Is 1.0 implicit or actually stored?
That's implementation specific. If you were asking about 888 vs 8888 textures, I'd tell you that pretty much every implementation is bound to use 32 bits per texel, but I'm not so sure for 16F formats. It is telling that Metal doesn't define an RGB16F format (link) which strongly suggests that PowerVR GPUs at least will pad the format. Vulkan does define RGB16F, but while the spec requires support for R16F, RG16F and RGBA16F it doesn't require support for RGB16F (link), again suggesting lack of native support by some vendors. I wouldn't be surprised if some GPU somewhere does support RGB16F, but I suspect most would just pad. For a more definitive answer you might need to post questions on the GPU forums or experiment by examining memory usage in some controlled conditions.
And in the latter case.
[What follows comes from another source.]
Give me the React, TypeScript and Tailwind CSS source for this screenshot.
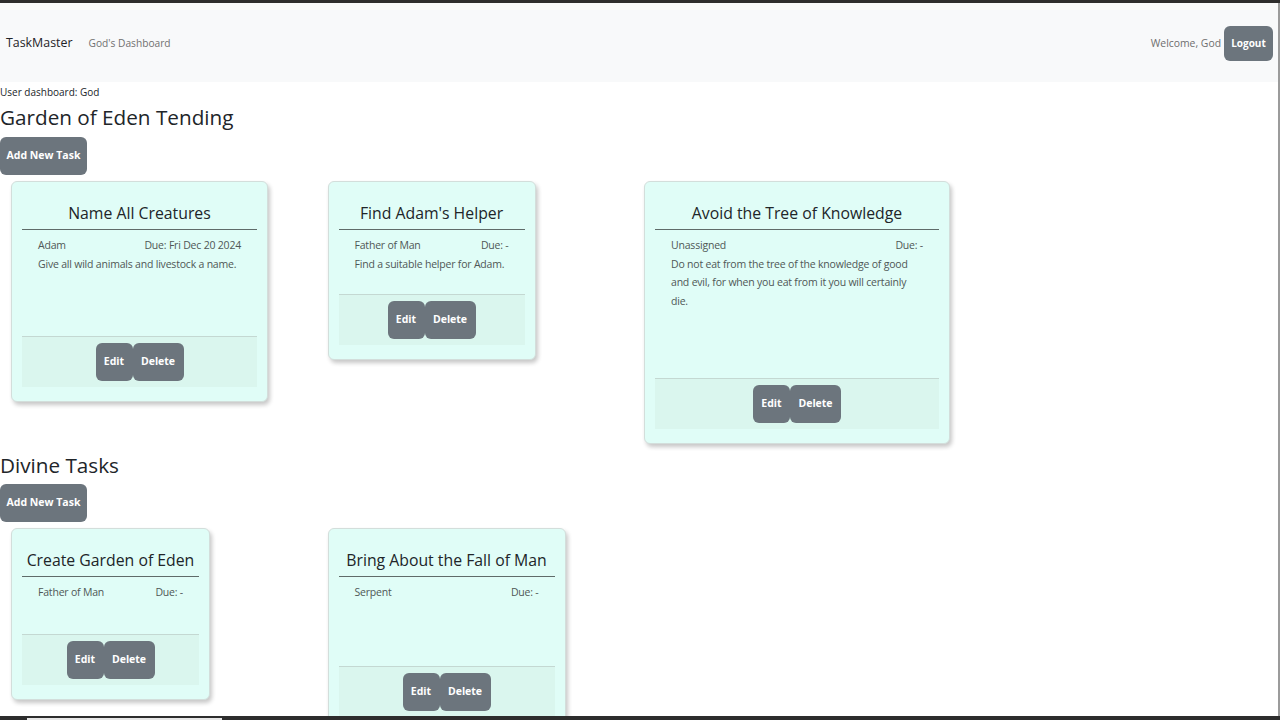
import React from 'react';

interface Task {
  title: string;
  assignee: string;
  due: string;
  description?: string;
  width: string;
  bodyHeight: string;
}

const gardenTasks: Task[] = [
  {
    title: 'Name All Creatures',
    assignee: 'Adam',
    due: 'Due: Fri Dec 20 2024',
    description: 'Give all wild animals and livestock a name.',
    width: 'w-[257px]',
    bodyHeight: 'h-[106px]',
  },
  {
    title: "Find Adam's Helper",
    assignee: 'Father of Man',
    due: 'Due: -',
    description: 'Find a suitable helper for Adam.',
    width: 'w-[208px]',
    bodyHeight: 'h-[64px]',
  },
  {
    title: 'Avoid the Tree of Knowledge',
    assignee: 'Unassigned',
    due: 'Due: -',
    description:
      'Do not eat from the tree of the knowledge of good and evil, for when you eat from it you will certainly die.',
    width: 'w-[306px]',
    bodyHeight: 'h-[148px]',
  },
];

const divineTasks: Task[] = [
  {
    title: 'Create Garden of Eden',
    assignee: 'Father of Man',
    due: 'Due: -',
    width: 'w-[199px]',
    bodyHeight: 'h-[57px]',
  },
  {
    title: 'Bring About the Fall of Man',
    assignee: 'Serpent',
    due: 'Due: -',
    width: 'w-[238px]',
    bodyHeight: 'h-[89px]',
  },
];

const TaskCard: React.FC<{ task: Task }> = ({ task }) => {
  return (
    <div
      className={`${task.width} bg-[#e0fdf7] border border-[#d3dedb] rounded-[6px] px-[10px] pt-[10px] pb-[14px] shadow-[2px_3px_4px_rgba(0,0,0,0.22)]`}
    >
      <h4 className="text-center text-[15.8px] leading-[24px] text-[#212529] pt-[9px] pb-[4px] border-b border-[#5f6b69] whitespace-nowrap">
        {task.title}
      </h4>
      <div
        className={`${task.bodyHeight} px-[16px] pt-[6px] text-[10.5px] leading-[18.5px] tracking-[-0.2px] text-[#4f5756]`}
      >
        <div className="flex justify-between">
          <span>{task.assignee}</span>
          <span>{task.due}</span>
        </div>
        {task.description && <p>{task.description}</p>}
      </div>
      <div className="border-t border-[#c4d8d2] bg-[#daf6ee] pt-[6px] pb-[6px] flex justify-center">
        <button className="h-[38px] w-[37px] rounded-[6px] bg-[#6c757d] text-white font-bold text-[10.5px]">
          Edit
        </button>
        <button className="h-[38px] w-[51px] rounded-[6px] bg-[#6c757d] text-white font-bold text-[10.5px]">
          Delete
        </button>
      </div>
    </div>
  );
};

const TaskRow: React.FC<{ tasks: Task[] }> = ({ tasks }) => (
  <div className="mt-[6px] grid grid-cols-[repeat(4,316.5px)] items-start">
    {tasks.map((task) => (
      <div key={task.title} className="pl-[11px]">
        <TaskCard task={task} />
      </div>
    ))}
  </div>
);

const AddButton = () => (
  <button className="h-[38px] w-[87px] rounded-[6px] bg-[#6c757d] text-white font-bold text-[10.5px]">
    Add New Task
  </button>
);

export default function App() {
  return (
    <div className="h-screen flex flex-col overflow-hidden bg-white border-t-[3px] border-[#2d2d2d] font-['Open_Sans',sans-serif]">
      <div className="flex-1 flex flex-col overflow-hidden border-r-2 border-[#9b9b9b]">
        <nav className="h-[79px] shrink-0 bg-[#f8f9fa] flex items-center justify-between pl-[6px] pr-[5px] pt-[2px]">
          <div className="flex items-center">
            <span className="text-[12.4px] text-[#1f2328]">TaskMaster</span>
            <span className="ml-[16px] text-[10.2px] text-[#707070]">God's Dashboard</span>
          </div>
          <div className="flex items-center">
            <span className="text-[10.4px] text-[#6e6e6e] mr-[3px]">Welcome, God</span>
            <button className="h-[35px] w-[49px] rounded-[6px] bg-[#6c757d] text-white font-bold text-[10px]">
              Logout
            </button>
          </div>
        </nav>

        <main className="flex-1 overflow-hidden text-[#212529]">
          <p className="pt-[1px] text-[10px] leading-[19px]">User dashboard: God</p>

          <h2 className="mt-[1px] mb-[6px] text-[20.7px] leading-[28px]">Garden of Eden Tending</h2>
          <AddButton />
          <TaskRow tasks={gardenTasks} />

          <h2 className="mt-[7px] mb-[5px] text-[20.7px] leading-[28px]">Divine Tasks</h2>
          <AddButton />
          <TaskRow tasks={divineTasks} />
        </main>
      </div>
      <div className="h-[4px] shrink-0 bg-[#2d2d2d] flex items-end">
        <div className="ml-[27px] w-[195px] h-[2px] bg-[#e6e6e6]" />
      </div>
    </div>
  );
}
My main question: If i put my 16bit heightmap into the alpha channel, so it becomes RGBA16F. Will I improve performance?
Are you sampling it at the same time (i.e. from the same shader, with the same UVs)? If so, then yes absolutely it will be a better choice than using an RGB16F plus a R16F. If they're not sampled together (e.g. the heightmap is sampled in the vertex shader, the colour in the fragment shader), then it's harder to guess. Probably you'd be harming performance on the heightmap fetch (those extra bytes blowing the cache), but leaving the colour fetch unharmed (there was padding there anyway) - overall you'd lose some performance but save some memory - any performance loss is probably pretty minor and if your bottleneck lies elsewhere it may not do any harm at all.